__Given exercise__
Scan each line of the records for the word "with" and extract the ones that have it.

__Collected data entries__

start

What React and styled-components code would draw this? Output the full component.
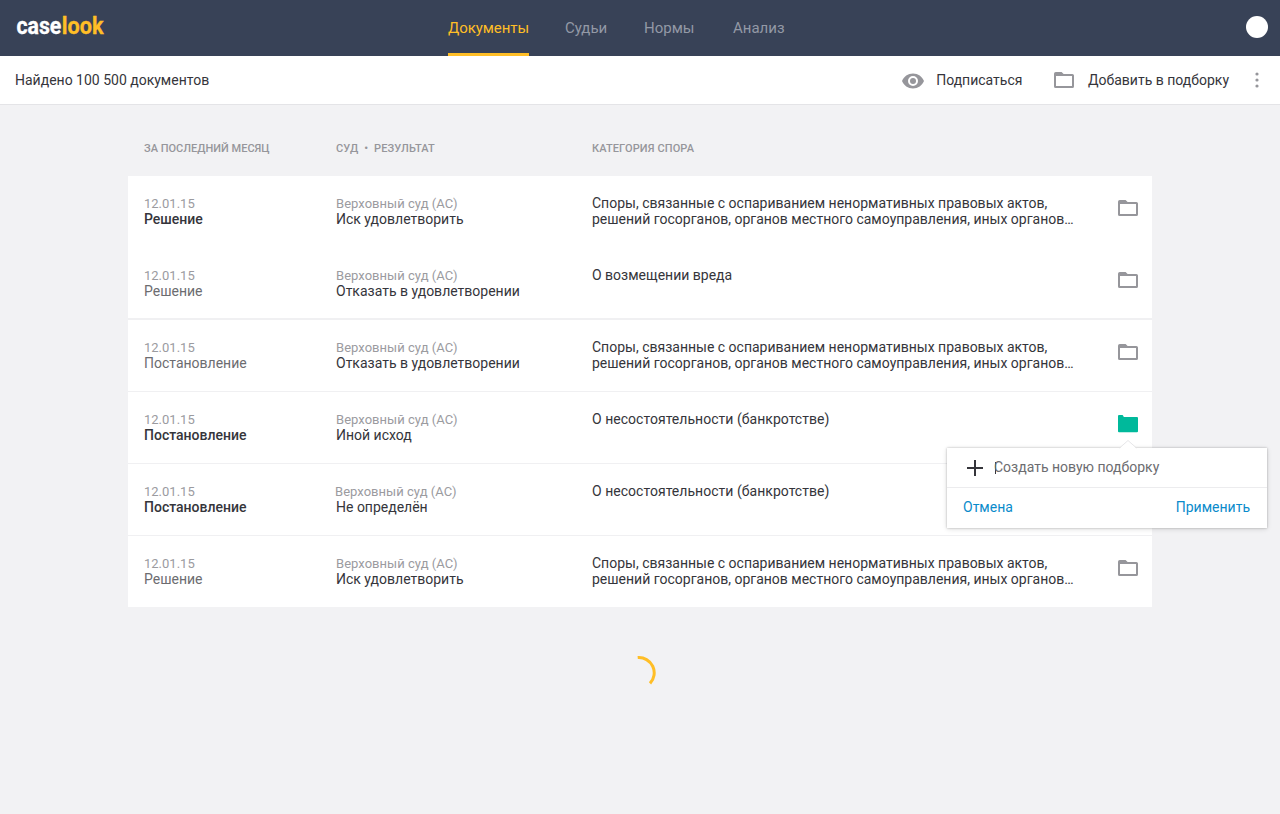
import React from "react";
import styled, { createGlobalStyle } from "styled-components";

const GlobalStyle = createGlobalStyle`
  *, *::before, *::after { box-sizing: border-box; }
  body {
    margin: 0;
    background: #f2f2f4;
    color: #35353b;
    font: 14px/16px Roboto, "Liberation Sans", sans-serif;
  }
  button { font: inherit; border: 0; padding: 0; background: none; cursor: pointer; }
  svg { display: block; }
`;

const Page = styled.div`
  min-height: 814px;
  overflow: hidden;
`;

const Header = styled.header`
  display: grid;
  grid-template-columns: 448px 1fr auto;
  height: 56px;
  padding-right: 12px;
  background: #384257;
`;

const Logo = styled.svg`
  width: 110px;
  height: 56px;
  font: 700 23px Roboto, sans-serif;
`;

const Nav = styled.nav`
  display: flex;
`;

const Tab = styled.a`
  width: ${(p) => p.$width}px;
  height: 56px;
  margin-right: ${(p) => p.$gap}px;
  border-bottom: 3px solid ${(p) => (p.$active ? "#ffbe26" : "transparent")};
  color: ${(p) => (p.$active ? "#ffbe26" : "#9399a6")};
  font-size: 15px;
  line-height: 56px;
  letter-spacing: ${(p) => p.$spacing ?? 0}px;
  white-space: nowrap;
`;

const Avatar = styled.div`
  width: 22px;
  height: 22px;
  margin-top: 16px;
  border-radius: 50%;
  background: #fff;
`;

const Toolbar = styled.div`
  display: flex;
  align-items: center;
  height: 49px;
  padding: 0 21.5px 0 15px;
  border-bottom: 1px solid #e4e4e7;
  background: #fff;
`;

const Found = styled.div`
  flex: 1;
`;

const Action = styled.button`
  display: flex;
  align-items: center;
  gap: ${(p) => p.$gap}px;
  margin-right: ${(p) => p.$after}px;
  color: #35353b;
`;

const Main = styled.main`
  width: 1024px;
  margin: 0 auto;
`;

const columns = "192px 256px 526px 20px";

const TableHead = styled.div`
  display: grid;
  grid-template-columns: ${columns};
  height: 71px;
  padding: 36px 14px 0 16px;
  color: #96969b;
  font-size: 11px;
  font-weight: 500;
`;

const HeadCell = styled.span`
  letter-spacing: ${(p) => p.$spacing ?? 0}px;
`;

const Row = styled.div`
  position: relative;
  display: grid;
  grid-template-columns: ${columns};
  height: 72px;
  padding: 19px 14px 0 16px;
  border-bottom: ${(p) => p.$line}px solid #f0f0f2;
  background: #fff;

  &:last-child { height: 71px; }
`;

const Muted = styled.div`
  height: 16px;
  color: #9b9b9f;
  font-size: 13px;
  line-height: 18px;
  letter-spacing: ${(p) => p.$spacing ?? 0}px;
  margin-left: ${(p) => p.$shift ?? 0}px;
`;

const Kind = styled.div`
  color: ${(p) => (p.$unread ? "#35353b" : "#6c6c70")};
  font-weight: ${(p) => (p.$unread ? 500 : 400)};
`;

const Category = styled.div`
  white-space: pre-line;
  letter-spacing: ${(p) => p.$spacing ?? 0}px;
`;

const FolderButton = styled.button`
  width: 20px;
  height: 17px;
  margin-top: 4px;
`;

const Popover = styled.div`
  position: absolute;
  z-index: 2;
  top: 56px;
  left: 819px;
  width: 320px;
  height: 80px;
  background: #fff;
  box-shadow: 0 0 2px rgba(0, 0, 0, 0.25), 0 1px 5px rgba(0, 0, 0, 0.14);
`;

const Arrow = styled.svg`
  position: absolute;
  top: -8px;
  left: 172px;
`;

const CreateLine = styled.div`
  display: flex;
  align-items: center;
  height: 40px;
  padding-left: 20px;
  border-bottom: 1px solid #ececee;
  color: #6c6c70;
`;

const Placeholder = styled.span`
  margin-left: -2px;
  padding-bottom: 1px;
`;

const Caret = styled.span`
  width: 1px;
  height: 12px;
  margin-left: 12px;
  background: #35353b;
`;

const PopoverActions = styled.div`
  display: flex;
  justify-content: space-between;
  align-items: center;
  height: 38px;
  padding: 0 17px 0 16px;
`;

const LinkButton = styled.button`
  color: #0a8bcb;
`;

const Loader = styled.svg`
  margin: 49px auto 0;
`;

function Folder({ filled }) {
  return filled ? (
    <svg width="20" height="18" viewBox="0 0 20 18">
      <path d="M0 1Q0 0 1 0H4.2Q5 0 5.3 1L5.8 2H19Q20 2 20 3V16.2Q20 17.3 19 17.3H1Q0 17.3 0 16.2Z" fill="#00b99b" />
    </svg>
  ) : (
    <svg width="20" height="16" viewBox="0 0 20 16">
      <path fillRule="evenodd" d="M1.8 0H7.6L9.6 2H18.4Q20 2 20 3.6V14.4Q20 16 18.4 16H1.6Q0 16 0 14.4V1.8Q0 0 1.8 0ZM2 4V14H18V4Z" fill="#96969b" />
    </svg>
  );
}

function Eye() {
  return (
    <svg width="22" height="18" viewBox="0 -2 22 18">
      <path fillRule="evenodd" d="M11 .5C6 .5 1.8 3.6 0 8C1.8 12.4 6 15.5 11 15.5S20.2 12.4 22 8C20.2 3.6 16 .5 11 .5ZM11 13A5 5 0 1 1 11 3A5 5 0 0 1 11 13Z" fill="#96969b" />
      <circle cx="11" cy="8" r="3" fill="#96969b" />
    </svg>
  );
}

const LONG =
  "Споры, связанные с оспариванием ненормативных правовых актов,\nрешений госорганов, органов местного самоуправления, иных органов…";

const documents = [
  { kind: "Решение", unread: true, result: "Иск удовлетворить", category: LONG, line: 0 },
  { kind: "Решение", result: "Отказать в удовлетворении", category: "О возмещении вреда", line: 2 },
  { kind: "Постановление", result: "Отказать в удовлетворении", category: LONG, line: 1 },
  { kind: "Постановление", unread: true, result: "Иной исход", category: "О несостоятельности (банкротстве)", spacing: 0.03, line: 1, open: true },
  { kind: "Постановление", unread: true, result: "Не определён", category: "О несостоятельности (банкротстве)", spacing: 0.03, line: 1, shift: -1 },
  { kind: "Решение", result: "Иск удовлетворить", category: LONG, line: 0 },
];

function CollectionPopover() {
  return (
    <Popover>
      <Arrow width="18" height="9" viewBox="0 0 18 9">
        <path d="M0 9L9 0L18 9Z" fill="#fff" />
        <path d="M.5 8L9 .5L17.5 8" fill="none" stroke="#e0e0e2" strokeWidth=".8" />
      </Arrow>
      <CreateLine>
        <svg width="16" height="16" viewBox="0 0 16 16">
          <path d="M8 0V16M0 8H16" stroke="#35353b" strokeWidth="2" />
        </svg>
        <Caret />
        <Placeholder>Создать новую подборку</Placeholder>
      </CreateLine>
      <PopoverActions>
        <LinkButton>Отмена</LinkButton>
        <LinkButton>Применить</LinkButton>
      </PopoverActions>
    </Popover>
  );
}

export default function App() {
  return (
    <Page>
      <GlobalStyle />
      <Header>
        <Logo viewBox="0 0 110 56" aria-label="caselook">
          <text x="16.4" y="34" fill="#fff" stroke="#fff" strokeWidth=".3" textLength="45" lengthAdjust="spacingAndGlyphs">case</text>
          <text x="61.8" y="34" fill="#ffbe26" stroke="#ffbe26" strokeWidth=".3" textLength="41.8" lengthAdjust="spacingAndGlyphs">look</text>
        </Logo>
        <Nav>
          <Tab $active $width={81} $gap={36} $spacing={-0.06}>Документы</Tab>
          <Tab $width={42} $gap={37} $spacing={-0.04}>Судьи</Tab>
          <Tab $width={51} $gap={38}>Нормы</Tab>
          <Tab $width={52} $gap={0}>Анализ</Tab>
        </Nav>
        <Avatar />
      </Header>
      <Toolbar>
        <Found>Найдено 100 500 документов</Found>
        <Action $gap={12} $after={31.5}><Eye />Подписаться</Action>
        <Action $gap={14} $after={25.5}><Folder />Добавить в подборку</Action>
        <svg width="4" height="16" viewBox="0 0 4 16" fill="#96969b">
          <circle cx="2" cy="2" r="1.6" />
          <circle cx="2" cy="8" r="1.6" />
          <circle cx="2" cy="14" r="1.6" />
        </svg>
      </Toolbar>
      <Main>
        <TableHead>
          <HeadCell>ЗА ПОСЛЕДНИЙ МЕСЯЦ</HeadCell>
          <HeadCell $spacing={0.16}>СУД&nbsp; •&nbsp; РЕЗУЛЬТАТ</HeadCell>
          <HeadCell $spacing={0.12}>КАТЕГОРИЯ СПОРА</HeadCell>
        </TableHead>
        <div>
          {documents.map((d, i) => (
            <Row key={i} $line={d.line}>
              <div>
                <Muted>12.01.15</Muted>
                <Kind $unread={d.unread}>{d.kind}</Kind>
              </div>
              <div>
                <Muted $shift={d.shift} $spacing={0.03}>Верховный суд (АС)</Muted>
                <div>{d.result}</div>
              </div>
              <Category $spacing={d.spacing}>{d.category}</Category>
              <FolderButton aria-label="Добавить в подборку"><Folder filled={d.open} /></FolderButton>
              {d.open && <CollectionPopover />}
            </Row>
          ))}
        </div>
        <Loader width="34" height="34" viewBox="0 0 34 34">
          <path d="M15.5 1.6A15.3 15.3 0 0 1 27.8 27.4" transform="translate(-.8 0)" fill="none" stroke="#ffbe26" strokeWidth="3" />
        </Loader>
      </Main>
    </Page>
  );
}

end
start

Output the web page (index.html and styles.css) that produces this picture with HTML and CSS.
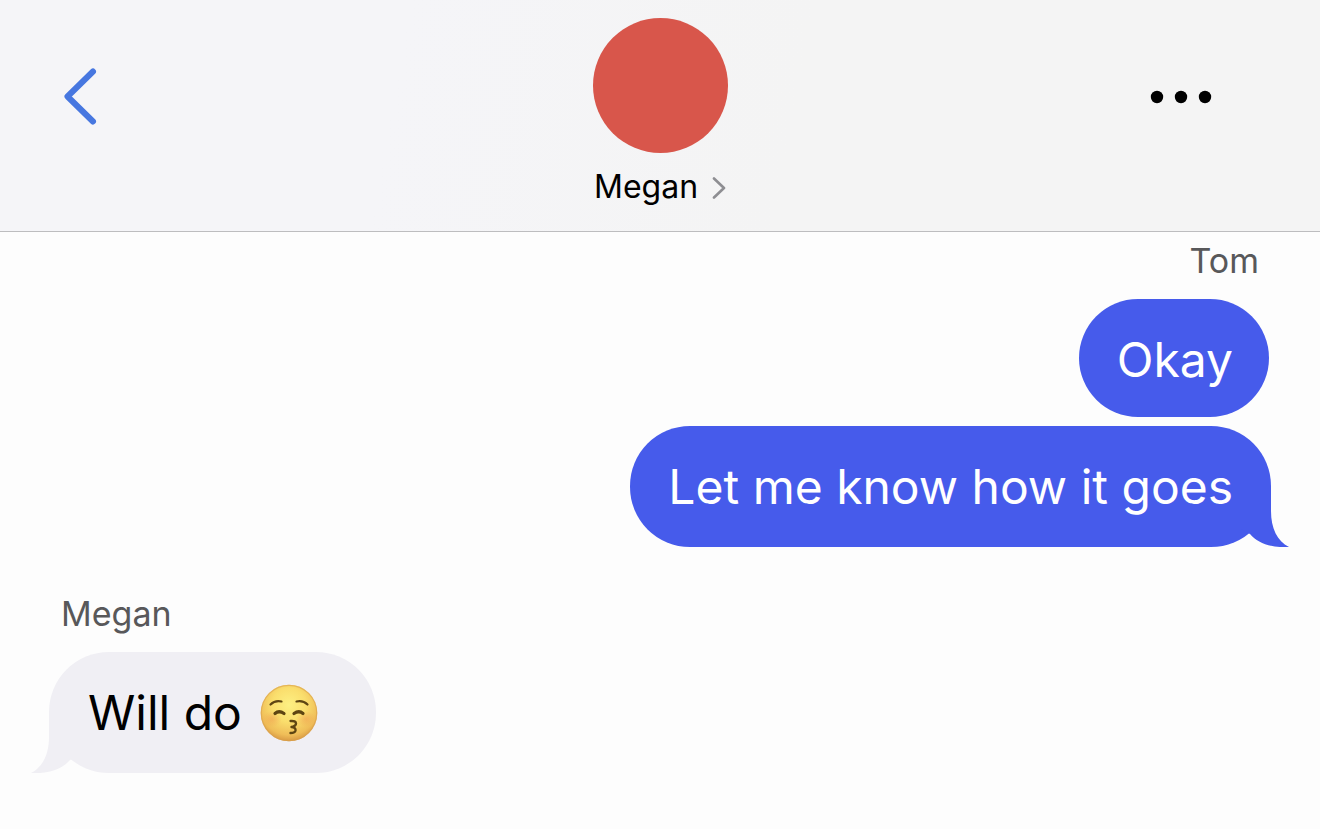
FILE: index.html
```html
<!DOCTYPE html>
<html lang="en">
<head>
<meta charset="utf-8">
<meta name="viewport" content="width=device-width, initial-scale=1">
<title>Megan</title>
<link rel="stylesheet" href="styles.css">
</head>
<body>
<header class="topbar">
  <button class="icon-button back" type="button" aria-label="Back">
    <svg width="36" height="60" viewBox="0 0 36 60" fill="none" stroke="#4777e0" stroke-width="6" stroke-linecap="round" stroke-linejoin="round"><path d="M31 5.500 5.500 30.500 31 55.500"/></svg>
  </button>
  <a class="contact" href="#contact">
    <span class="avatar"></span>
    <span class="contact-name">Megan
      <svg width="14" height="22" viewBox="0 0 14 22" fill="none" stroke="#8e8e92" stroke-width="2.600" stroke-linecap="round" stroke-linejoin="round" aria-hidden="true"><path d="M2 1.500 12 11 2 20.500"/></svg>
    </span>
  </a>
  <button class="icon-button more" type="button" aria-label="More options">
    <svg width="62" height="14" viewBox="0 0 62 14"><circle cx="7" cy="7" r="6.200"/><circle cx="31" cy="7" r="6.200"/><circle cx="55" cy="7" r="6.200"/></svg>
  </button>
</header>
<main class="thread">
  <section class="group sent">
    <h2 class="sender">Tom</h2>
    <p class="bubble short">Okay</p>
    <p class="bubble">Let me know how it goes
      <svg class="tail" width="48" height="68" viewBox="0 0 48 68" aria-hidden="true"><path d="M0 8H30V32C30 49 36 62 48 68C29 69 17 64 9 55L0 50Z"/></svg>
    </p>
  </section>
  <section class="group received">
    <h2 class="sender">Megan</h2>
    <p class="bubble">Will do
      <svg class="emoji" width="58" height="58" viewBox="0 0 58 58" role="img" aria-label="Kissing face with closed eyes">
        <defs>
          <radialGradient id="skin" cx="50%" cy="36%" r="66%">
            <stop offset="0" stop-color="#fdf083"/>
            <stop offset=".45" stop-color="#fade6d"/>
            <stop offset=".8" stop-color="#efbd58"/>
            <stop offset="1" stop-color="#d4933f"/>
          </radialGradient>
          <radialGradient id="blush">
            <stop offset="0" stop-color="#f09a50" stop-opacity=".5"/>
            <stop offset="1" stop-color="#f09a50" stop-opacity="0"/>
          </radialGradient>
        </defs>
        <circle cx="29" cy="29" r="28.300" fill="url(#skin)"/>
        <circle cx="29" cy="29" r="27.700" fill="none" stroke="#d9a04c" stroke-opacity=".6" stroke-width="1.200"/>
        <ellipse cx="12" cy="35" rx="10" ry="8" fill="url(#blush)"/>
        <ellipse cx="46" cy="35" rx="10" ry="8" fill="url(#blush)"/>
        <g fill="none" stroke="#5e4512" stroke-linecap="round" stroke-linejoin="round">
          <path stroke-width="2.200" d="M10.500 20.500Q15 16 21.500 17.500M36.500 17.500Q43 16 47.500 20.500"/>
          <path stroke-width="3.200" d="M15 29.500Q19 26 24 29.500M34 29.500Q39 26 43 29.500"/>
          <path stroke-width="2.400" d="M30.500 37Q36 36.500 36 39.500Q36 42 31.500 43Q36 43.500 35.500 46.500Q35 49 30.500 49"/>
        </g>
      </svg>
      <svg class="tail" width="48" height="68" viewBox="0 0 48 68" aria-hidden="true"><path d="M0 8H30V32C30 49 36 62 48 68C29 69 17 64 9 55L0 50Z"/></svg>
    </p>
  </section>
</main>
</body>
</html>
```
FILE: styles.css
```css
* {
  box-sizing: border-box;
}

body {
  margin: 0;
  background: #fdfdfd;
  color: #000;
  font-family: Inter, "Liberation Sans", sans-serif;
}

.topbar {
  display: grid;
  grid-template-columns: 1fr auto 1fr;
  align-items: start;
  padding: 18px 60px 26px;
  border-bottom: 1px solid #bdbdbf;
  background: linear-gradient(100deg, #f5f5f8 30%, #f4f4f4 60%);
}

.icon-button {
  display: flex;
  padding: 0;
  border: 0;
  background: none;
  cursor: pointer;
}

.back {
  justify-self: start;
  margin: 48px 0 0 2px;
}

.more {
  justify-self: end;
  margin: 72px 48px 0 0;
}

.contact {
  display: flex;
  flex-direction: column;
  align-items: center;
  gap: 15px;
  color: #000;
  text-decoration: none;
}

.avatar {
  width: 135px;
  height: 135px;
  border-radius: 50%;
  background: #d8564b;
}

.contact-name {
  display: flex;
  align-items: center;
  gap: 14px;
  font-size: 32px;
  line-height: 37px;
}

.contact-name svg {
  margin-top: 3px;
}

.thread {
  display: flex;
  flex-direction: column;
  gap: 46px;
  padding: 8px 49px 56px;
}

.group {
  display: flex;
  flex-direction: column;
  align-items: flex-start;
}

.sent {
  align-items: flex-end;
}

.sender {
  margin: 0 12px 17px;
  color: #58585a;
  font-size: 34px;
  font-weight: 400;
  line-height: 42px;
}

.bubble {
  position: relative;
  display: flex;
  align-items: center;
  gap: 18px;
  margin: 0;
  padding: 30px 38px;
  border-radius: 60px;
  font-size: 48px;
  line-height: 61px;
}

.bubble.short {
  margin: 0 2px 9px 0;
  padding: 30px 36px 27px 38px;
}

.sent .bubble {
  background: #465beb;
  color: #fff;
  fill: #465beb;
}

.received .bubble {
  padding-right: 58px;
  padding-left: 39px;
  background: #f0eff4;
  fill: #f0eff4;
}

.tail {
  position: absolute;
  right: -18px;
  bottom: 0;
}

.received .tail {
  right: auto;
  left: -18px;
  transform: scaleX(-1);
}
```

end

__Exercise result__
Output the web page (index.html and styles.css) that produces this picture with HTML and CSS.
      <svg class="emoji" width="58" height="58" viewBox="0 0 58 58" role="img" aria-label="Kissing face with closed eyes">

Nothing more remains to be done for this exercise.